Hydroprocessing processes have been used to treat hydrocarbon feeds to produce clean fuels. Such processes include hydrodesulfurization (HDS) and hydrodenitrogenation (HDN), which remove sulfur and nitrogen, respectively, from the feeds.
Conventional hydroprocessing processes use trickle bed reactors, in which hydrogen is transferred from a vapor phase through a liquid phase hydrocarbon feed to react with the feed at the surface of a solid catalyst. Thus, three phases (gas, liquid and solid) are present. Trickle bed reactors are expensive to operate and require large quantities of hydrogen, much of which must be recycled through expensive hydrogen compressors. Heat removal from the highly exothermic hydroprocessing processes is inefficient. Significant coke forms on the surfaces of catalysts in trickle bed reactors, causing catalyst deactivation.
Ackerson, in U.S. Pat. No. 6,123,835, discloses a two-phase hydroprocessing system which eliminates the need to circulate hydrogen through the catalyst. In the two-phase hydroprocessing system, a solvent or a recycled portion of hydroprocessed liquid effluent acts as diluent and is mixed with a hydrocarbon feed. Hydrogen is dissolved in the feed/diluent mixture to provide hydrogen in the liquid phase. All of the hydrogen required in the hydroprocessing reaction is available in solution.
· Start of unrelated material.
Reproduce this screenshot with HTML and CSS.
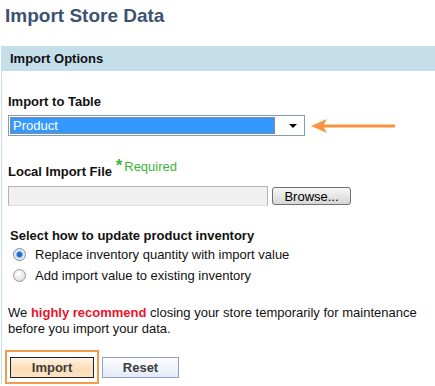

Two-phase hydroprocessing systems contain a single liquid recycle stream to increase dissolved hydrogen availability throughout a reactor. The recycle stream eliminates hydrogen gas recirculation through the catalyst and provides a heat sink for a uniform temperature distribution. However recycle has disadvantages. Recycle introduces back-mixing to the system, which reduces conversion, e.g., sulfur removal efficiency. Back-mixing reduces catalyst efficiency because reaction products, such as H2S and NH3, which are present in the recycle stream take up the catalyst active sites. This causes difficulty in competing with conventional trickle bed reactors, which do not have liquid recycle, in kinetically limited regions, i.e., reducing sulfur below 10 ppm for ULSD. By “kinetically limited region”, it is meant herein where organic sulfur concentration is very low (such as around 10-50 ppm). The reaction rate of organic sulfur conversion is reduced, kinetically limited, at such low sulfur concentrations in the presence of recycle, which includes reaction products. Use of a recycle stream introduces reacted sulfur (as H2S) back into the reactor (back-mixing) which reduces rate of sulfur conversion. Thus, sulfur removal efficiency is reduced.
Therefore, it is desirable to have a process for hydroprocessing hydrocarbon feeds in a smaller and simpler system with increased sulfur and nitrogen conversions.